▸ **Your task**: Restate the listing that follows word for word, without its pictures.

▸ **Dataset entries**:

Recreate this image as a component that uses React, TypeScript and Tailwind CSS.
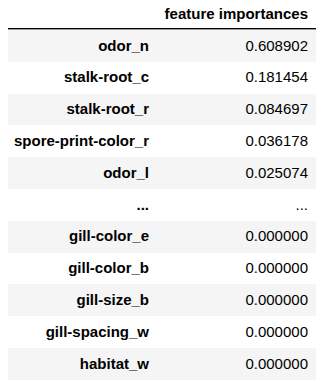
import React from "react";

const rows: [string, string][] = [
  ["odor_n", "0.608902"],
  ["stalk-root_c", "0.181454"],
  ["stalk-root_r", "0.084697"],
  ["spore-print-color_r", "0.036178"],
  ["odor_l", "0.025074"],
  ["...", "..."],
  ["gill-color_e", "0.000000"],
  ["gill-color_b", "0.000000"],
  ["gill-size_b", "0.000000"],
  ["gill-spacing_w", "0.000000"],
  ["habitat_w", "0.000000"],
];

export default function App() {
  return (
    <div
      className="w-[322px] h-[382px] overflow-hidden bg-white text-black"
      style={{ fontFamily: '"Liberation Sans", Arial, sans-serif' }}
    >
      <div className="ml-[8px] w-[308px] text-[15px]">
        <div className="flex h-[29px] items-center border-b border-black">
          <div className="w-[149px]" />
          <div className="flex-1 pr-[8px] text-right font-bold">feature importances</div>
        </div>
        <div className="h-[1px] bg-[#9a9a9a]" />
        {rows.map(([k, v], i) => (
          <div
            key={k}
            className={`flex h-[31.8px] items-center ${i % 2 === 0 ? "bg-[#f5f5f5]" : "bg-white"}`}
          >
            <div className="w-[149px] pr-[8px] text-right font-bold">{k}</div>
            <div className="flex-1 pr-[8px] text-right">{v}</div>
          </div>
        ))}
      </div>
    </div>
  );
}
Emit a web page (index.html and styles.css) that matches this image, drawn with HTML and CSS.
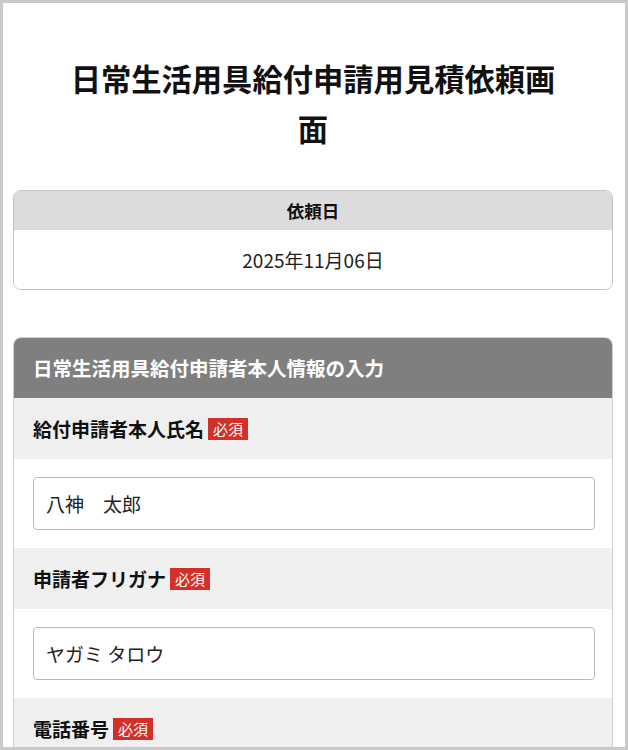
FILE: index.html
```html
<!DOCTYPE html>
<html lang="ja">
<head>
<meta charset="utf-8">
<title>日常生活用具給付申請用見積依頼画面</title>
<link rel="stylesheet" href="styles.css">
</head>
<body>
<div class="frame">
  <h1 class="page-title">日常生活用具給付申請用見積依頼画面</h1>

  <section class="date-card">
    <div class="date-head">依頼日</div>
    <div class="date-body">2025年11月06日</div>
  </section>

  <section class="form-card">
    <div class="form-head">日常生活用具給付申請者本人情報の入力</div>

    <div class="field-label">給付申請者本人氏名<span class="badge">必須</span></div>
    <div class="field-body"><div class="input">八神　太郎</div></div>

    <div class="field-label">申請者フリガナ<span class="badge">必須</span></div>
    <div class="field-body"><div class="input">ヤガミ タロウ</div></div>

    <div class="field-label">電話番号<span class="badge">必須</span></div>
    <div class="field-body"><div class="input"></div></div>
  </section>
</div>
</body>
</html>
```

FILE: styles.css
```css
html, body {
  margin: 0;
  padding: 0;
  background: #ffffff;
}

body {
  font-family: "Noto Sans CJK JP", "Noto Sans", sans-serif;
  color: #111111;
}

.frame {
  box-sizing: border-box;
  width: 628px;
  height: 750px;
  overflow: hidden;
  border: 3px solid #c9c9c9;
  padding: 0 12px 0 10px;
  background: #ffffff;
}

.page-title {
  margin: 50px 0 37px;
  padding: 0 48px;
  font-size: 30.3px;
  line-height: 50px;
  font-weight: 700;
  text-align: center;
  color: #111111;
}

.date-card {
  border: 1px solid #c2c2c2;
  border-radius: 8px;
  overflow: hidden;
  margin-bottom: 47px;
}

.date-head {
  height: 39px;
  background: #dcdcdc;
  font-size: 17.5px;
  font-weight: 700;
  line-height: 39px;
  text-align: center;
}

.date-body {
  height: 59px;
  background: #ffffff;
  font-size: 19px;
  line-height: 59px;
  text-align: center;
  color: #222222;
}

.form-card {
  border: 1px solid #cfcfcf;
  border-radius: 8px 8px 0 0;
  overflow: hidden;
}

.form-head {
  height: 60px;
  background: #7f7f7f;
  color: #ffffff;
  font-size: 19.5px;
  font-weight: 700;
  line-height: 60px;
  padding-left: 19px;
}

.field-label {
  display: flex;
  align-items: center;
  height: 61px;
  background: #efefef;
  padding-left: 19px;
  font-size: 19px;
  font-weight: 700;
  color: #111111;
}

.badge {
  display: inline-block;
  margin-left: 4px;
  padding: 0 5px;
  height: 22px;
  line-height: 22px;
  background: #d23029;
  color: #ffffff;
  font-size: 15px;
  font-weight: 400;
}

.field-body {
  background: #ffffff;
  padding: 18px 17px 18px 19px;
}

.input {
  box-sizing: border-box;
  height: 53px;
  border: 1px solid #b9b9b9;
  border-radius: 4px;
  padding-left: 12px;
  font-size: 19px;
  line-height: 51px;
  color: #222222;
}
```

▸ **Answer**:
Recreate this image as a component that uses React, TypeScript and Tailwind CSS.
import React from "react";

const rows: [string, string][] = [
  ["odor_n", "0.608902"],
  ["stalk-root_c", "0.181454"],
  ["stalk-root_r", "0.084697"],
  ["spore-print-color_r", "0.036178"],
  ["odor_l", "0.025074"],
  ["...", "..."],
  ["gill-color_e", "0.000000"],
  ["gill-color_b", "0.000000"],
  ["gill-size_b", "0.000000"],
  ["gill-spacing_w", "0.000000"],
  ["habitat_w", "0.000000"],
];

export default function App() {
  return (
    <div
      className="w-[322px] h-[382px] overflow-hidden bg-white text-black"
      style={{ fontFamily: '"Liberation Sans", Arial, sans-serif' }}
    >
      <div className="ml-[8px] w-[308px] text-[15px]">
        <div className="flex h-[29px] items-center border-b border-black">
          <div className="w-[149px]" />
          <div className="flex-1 pr-[8px] text-right font-bold">feature importances</div>
        </div>
        <div className="h-[1px] bg-[#9a9a9a]" />
        {rows.map(([k, v], i) => (
          <div
            key={k}
            className={`flex h-[31.8px] items-center ${i % 2 === 0 ? "bg-[#f5f5f5]" : "bg-white"}`}
          >
            <div className="w-[149px] pr-[8px] text-right font-bold">{k}</div>
            <div className="flex-1 pr-[8px] text-right">{v}</div>
          </div>
        ))}
      </div>
    </div>
  );
}
Emit a web page (index.html and styles.css) that matches this image, drawn with HTML and CSS.
FILE: index.html
```html
<!DOCTYPE html>
<html lang="ja">
<head>
<meta charset="utf-8">
<title>日常生活用具給付申請用見積依頼画面</title>
<link rel="stylesheet" href="styles.css">
</head>
<body>
<div class="frame">
  <h1 class="page-title">日常生活用具給付申請用見積依頼画面</h1>

  <section class="date-card">
    <div class="date-head">依頼日</div>
    <div class="date-body">2025年11月06日</div>
  </section>

  <section class="form-card">
    <div class="form-head">日常生活用具給付申請者本人情報の入力</div>

    <div class="field-label">給付申請者本人氏名<span class="badge">必須</span></div>
    <div class="field-body"><div class="input">八神　太郎</div></div>

    <div class="field-label">申請者フリガナ<span class="badge">必須</span></div>
    <div class="field-body"><div class="input">ヤガミ タロウ</div></div>

    <div class="field-label">電話番号<span class="badge">必須</span></div>
    <div class="field-body"><div class="input"></div></div>
  </section>
</div>
</body>
</html>
```

FILE: styles.css
```css
html, body {
  margin: 0;
  padding: 0;
  background: #ffffff;
}

body {
  font-family: "Noto Sans CJK JP", "Noto Sans", sans-serif;
  color: #111111;
}

.frame {
  box-sizing: border-box;
  width: 628px;
  height: 750px;
  overflow: hidden;
  border: 3px solid #c9c9c9;
  padding: 0 12px 0 10px;
  background: #ffffff;
}

.page-title {
  margin: 50px 0 37px;
  padding: 0 48px;
  font-size: 30.3px;
  line-height: 50px;
  font-weight: 700;
  text-align: center;
  color: #111111;
}

.date-card {
  border: 1px solid #c2c2c2;
  border-radius: 8px;
  overflow: hidden;
  margin-bottom: 47px;
}

.date-head {
  height: 39px;
  background: #dcdcdc;
  font-size: 17.5px;
  font-weight: 700;
  line-height: 39px;
  text-align: center;
}

.date-body {
  height: 59px;
  background: #ffffff;
  font-size: 19px;
  line-height: 59px;
  text-align: center;
  color: #222222;
}

.form-card {
  border: 1px solid #cfcfcf;
  border-radius: 8px 8px 0 0;
  overflow: hidden;
}

.form-head {
  height: 60px;
  background: #7f7f7f;
  color: #ffffff;
  font-size: 19.5px;
  font-weight: 700;
  line-height: 60px;
  padding-left: 19px;
}

.field-label {
  display: flex;
  align-items: center;
  height: 61px;
  background: #efefef;
  padding-left: 19px;
  font-size: 19px;
  font-weight: 700;
  color: #111111;
}

.badge {
  display: inline-block;
  margin-left: 4px;
  padding: 0 5px;
  height: 22px;
  line-height: 22px;
  background: #d23029;
  color: #ffffff;
  font-size: 15px;
  font-weight: 400;
}

.field-body {
  background: #ffffff;
  padding: 18px 17px 18px 19px;
}

.input {
  box-sizing: border-box;
  height: 53px;
  border: 1px solid #b9b9b9;
  border-radius: 4px;
  padding-left: 12px;
  font-size: 19px;
  line-height: 51px;
  color: #222222;
}
```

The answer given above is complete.